__WHAT THE TASK REQUIRES__. Return only the lines from the top of the material through the line marked by "</defs></svg>", unaltered.

# start of SOURCE MATERIAL

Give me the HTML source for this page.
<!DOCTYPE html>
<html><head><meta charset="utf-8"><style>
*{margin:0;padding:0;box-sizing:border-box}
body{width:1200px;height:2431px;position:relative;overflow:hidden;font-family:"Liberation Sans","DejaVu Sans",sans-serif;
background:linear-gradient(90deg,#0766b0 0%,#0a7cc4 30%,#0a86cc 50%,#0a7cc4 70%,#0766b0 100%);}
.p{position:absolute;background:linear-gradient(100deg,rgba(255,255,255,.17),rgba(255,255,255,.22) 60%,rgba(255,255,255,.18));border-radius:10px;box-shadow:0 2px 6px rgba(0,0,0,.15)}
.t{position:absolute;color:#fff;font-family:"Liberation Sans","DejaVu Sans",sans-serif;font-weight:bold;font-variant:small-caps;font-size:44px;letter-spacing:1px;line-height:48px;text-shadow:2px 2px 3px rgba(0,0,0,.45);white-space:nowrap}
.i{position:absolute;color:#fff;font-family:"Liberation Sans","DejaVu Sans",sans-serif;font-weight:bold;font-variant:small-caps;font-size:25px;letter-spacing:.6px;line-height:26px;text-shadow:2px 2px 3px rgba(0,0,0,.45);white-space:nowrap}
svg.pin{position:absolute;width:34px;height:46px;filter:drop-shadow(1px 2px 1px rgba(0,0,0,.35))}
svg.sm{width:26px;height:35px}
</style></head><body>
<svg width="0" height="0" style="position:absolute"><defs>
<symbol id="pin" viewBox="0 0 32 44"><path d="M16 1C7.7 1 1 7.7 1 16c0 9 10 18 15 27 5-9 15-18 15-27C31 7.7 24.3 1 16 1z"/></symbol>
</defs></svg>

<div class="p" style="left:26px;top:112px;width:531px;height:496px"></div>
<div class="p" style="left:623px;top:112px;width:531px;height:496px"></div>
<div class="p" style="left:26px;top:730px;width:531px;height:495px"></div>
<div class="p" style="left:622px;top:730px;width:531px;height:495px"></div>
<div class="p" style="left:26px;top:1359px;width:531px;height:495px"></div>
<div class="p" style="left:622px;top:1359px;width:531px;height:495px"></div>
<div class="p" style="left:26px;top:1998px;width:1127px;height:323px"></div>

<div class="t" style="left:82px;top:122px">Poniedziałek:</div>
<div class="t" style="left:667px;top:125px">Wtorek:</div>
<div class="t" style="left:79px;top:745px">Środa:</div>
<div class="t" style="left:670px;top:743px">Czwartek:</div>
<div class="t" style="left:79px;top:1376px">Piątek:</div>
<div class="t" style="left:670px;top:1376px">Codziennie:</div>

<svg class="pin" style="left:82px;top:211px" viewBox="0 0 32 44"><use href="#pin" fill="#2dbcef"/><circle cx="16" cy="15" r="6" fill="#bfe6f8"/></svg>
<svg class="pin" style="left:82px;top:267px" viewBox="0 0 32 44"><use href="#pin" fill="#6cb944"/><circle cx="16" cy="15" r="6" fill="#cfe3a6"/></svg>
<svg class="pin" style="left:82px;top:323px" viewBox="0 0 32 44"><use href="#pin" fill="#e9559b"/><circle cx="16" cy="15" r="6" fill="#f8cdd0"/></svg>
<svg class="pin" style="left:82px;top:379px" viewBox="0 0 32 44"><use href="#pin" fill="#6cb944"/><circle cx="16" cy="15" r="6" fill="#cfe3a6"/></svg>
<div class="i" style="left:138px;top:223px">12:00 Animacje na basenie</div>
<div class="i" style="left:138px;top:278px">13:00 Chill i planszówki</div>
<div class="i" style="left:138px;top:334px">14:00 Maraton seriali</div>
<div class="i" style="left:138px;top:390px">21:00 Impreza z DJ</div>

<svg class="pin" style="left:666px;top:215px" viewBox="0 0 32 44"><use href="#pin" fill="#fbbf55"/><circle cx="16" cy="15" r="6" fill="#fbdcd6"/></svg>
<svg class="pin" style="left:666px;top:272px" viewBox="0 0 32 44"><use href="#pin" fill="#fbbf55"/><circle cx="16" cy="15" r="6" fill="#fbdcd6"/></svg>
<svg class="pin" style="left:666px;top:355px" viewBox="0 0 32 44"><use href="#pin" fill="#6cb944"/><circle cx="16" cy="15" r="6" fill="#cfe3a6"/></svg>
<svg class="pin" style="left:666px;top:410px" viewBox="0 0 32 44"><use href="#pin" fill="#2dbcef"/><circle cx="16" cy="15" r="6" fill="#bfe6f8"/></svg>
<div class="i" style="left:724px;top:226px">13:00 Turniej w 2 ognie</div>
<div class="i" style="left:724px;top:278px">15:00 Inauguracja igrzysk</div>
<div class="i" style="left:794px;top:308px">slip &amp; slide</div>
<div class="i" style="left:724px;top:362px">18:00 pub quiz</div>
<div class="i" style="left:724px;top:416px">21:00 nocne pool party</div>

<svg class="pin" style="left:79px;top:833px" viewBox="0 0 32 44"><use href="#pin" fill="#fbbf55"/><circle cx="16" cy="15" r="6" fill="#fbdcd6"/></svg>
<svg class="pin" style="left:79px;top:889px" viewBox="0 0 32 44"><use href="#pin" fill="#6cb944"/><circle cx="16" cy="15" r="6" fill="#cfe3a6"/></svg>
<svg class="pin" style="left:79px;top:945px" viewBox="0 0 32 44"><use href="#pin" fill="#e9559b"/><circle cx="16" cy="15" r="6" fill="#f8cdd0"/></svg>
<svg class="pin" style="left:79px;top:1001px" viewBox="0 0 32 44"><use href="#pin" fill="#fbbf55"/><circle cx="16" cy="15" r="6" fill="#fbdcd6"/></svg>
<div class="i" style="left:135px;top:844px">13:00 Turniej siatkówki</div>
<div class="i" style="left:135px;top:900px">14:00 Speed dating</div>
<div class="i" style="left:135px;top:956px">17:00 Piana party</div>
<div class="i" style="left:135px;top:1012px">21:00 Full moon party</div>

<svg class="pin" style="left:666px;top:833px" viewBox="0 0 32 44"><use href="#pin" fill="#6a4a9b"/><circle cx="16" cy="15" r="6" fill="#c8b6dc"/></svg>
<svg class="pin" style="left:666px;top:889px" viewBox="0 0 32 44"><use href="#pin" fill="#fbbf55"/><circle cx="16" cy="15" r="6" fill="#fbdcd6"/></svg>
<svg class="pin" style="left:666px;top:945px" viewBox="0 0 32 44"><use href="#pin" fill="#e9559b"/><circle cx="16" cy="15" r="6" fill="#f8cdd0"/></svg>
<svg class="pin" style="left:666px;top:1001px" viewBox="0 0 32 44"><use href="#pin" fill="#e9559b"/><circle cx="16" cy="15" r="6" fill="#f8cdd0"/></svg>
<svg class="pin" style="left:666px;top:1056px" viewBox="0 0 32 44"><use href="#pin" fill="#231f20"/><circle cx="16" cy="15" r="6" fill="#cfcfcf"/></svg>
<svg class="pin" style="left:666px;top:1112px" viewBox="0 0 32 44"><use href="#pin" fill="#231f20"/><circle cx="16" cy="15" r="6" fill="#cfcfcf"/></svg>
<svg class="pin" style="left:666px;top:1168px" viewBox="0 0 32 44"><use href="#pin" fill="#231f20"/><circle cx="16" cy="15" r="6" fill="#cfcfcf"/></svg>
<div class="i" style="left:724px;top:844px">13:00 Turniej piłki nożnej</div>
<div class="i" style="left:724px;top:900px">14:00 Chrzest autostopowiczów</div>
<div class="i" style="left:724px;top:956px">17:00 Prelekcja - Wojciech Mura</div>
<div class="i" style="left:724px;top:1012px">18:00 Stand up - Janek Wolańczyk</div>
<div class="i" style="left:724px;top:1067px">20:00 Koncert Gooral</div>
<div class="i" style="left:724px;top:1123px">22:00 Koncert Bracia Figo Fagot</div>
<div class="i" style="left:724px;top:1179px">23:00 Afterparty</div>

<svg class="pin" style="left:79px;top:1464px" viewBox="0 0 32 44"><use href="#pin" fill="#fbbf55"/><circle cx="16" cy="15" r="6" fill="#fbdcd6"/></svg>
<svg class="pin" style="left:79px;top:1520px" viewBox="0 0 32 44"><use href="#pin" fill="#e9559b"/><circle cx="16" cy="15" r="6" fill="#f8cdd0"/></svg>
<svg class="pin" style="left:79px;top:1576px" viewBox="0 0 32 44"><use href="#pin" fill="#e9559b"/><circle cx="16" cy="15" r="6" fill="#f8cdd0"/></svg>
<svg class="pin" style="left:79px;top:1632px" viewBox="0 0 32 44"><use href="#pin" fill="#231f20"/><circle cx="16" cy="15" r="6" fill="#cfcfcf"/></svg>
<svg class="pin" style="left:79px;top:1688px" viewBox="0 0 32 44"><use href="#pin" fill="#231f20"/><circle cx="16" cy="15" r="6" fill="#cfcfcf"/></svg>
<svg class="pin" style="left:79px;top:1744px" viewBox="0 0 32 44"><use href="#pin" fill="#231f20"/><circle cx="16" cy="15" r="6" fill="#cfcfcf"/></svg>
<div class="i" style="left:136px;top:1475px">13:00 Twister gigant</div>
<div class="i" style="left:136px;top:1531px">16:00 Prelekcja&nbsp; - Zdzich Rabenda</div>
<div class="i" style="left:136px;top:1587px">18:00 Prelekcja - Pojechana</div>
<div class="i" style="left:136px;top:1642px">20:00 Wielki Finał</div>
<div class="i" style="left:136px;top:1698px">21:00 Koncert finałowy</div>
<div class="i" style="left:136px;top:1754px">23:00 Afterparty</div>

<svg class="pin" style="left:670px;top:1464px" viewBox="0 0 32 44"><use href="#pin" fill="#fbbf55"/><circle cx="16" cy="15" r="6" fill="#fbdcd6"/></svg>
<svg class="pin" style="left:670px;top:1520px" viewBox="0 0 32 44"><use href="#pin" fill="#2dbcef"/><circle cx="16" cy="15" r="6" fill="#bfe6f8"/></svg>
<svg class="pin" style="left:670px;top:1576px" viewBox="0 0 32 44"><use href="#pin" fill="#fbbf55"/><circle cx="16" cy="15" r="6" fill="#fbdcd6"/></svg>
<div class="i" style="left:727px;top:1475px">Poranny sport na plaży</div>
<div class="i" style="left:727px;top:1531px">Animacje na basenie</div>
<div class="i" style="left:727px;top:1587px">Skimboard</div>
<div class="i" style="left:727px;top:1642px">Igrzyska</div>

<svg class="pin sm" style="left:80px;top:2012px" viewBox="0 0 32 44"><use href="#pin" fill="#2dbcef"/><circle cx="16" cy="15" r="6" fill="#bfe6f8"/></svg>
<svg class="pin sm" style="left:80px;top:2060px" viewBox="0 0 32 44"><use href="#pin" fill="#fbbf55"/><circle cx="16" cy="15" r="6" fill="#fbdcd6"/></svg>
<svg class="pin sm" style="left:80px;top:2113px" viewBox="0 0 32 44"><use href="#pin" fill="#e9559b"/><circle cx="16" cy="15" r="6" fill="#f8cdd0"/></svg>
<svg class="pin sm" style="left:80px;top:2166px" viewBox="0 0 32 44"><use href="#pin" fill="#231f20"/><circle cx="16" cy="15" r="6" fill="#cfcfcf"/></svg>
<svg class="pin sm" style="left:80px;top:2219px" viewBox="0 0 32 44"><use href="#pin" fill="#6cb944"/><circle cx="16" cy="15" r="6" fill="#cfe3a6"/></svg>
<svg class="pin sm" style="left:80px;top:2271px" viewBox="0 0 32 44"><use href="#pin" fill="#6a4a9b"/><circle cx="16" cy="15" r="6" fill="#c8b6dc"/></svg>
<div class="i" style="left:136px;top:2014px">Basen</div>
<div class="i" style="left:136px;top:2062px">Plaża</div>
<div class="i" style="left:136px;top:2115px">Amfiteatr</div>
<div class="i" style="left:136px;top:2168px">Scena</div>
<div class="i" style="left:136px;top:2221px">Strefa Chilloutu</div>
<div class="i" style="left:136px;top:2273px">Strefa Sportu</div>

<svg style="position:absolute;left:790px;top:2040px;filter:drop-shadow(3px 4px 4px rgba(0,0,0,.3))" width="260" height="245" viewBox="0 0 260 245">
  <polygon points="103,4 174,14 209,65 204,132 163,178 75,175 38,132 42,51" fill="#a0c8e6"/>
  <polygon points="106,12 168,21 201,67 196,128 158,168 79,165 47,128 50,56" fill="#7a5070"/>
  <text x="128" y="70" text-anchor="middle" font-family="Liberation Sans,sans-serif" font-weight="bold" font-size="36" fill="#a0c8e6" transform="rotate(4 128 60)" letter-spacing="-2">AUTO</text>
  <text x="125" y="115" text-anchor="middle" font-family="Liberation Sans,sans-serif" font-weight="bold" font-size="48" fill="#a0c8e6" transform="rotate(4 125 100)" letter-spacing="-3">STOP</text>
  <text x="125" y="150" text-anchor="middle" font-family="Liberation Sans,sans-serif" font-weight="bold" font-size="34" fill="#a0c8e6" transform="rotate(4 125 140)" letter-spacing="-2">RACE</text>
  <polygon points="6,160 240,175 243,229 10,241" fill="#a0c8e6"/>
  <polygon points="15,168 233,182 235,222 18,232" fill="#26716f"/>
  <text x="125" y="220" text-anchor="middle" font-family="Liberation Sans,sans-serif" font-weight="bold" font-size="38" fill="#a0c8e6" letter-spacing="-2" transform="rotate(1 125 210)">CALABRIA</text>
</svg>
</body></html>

# end of SOURCE MATERIAL

__FULL RESPONSE__.
Give me the HTML source for this page.
<!DOCTYPE html>
<html><head><meta charset="utf-8"><style>
*{margin:0;padding:0;box-sizing:border-box}
body{width:1200px;height:2431px;position:relative;overflow:hidden;font-family:"Liberation Sans","DejaVu Sans",sans-serif;
background:linear-gradient(90deg,#0766b0 0%,#0a7cc4 30%,#0a86cc 50%,#0a7cc4 70%,#0766b0 100%);}
.p{position:absolute;background:linear-gradient(100deg,rgba(255,255,255,.17),rgba(255,255,255,.22) 60%,rgba(255,255,255,.18));border-radius:10px;box-shadow:0 2px 6px rgba(0,0,0,.15)}
.t{position:absolute;color:#fff;font-family:"Liberation Sans","DejaVu Sans",sans-serif;font-weight:bold;font-variant:small-caps;font-size:44px;letter-spacing:1px;line-height:48px;text-shadow:2px 2px 3px rgba(0,0,0,.45);white-space:nowrap}
.i{position:absolute;color:#fff;font-family:"Liberation Sans","DejaVu Sans",sans-serif;font-weight:bold;font-variant:small-caps;font-size:25px;letter-spacing:.6px;line-height:26px;text-shadow:2px 2px 3px rgba(0,0,0,.45);white-space:nowrap}
svg.pin{position:absolute;width:34px;height:46px;filter:drop-shadow(1px 2px 1px rgba(0,0,0,.35))}
svg.sm{width:26px;height:35px}
</style></head><body>
<svg width="0" height="0" style="position:absolute"><defs>
<symbol id="pin" viewBox="0 0 32 44"><path d="M16 1C7.7 1 1 7.7 1 16c0 9 10 18 15 27 5-9 15-18 15-27C31 7.7 24.3 1 16 1z"/></symbol>
</defs></svg>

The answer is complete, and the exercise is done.